There are two main parts considered in this package which are Rough Set Theory (RST) and Fuzzy Rough Set Theory (FRST). RST was introduced by (Z. Pawlak, 1982; Z. Pawlak, 1991) which provides sophisticated mathematical tools to model and analyze information systems that involve uncertainty and imprecision. By employing indiscernibility relation among objects, RST does not require additional parameters to extract information. Secondly, FRST, an extension of RST, was introduced by (D. Dubois and H. Prade, 1990) as a combination between fuzzy sets proposed by (L. A. Zadeh, 1965) and RST. This concept allows to analyze continuous attributes without performing discretization on data first. Based on the above concepts, many methods have been proposed and applied for dealing with several different domains. In order to solve the problems, the methods employ the indiscernibility relation and lower and upper approximation concepts. All methods that have been implemented in this package will be explained by grouping based on their domains. The following is a list of
domains considered in this package:
- Basic concepts of RST and FRST: This part, we can divide into four different tasks which are indiscernibility relation, lower and upper approximation, positive region and discernibilitymatrix.
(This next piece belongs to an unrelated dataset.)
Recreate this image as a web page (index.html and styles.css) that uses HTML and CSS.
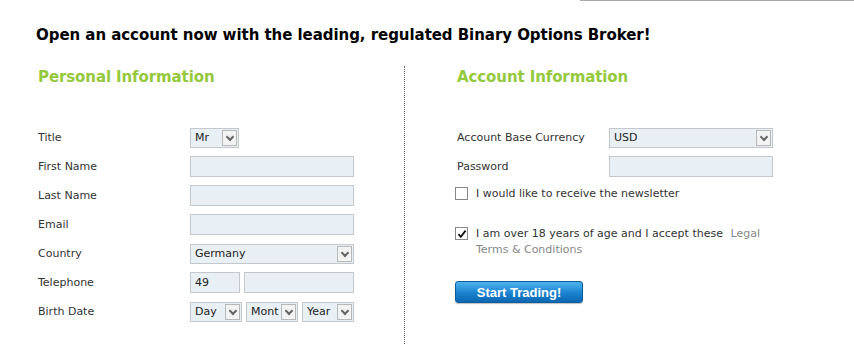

- Discretization: It is used to convert real valued attributes into nominal/symbolic ones in an information system. In RST point of view, this task attempts to maintain the discernibility between objects.
- Feature selection: It is a process for finding a subset of features which attempts to obtain the same quality as the complete feature set. In other words, its purpose is to select the significant features and eliminate the dispensible ones. It is a useful and necessary process when we are facing datasets containing large numbers of features. From RST and FRST perspective, feature selection refers to searching superreducts and reducts.
- Instance selection: This process is aimed to remove noisy, superfluous, or inconsistent instances from training datasets but retain consistent ones. Therefore, good accuracy of classification is achieved by removing instances which do not give positive contributions.
- Prediction/classification: This task is used to predict decision values of a new dataset (test data). We consider implementing some methods to perform this task: rule-based classifiers and nearest neighbor-based classifiers.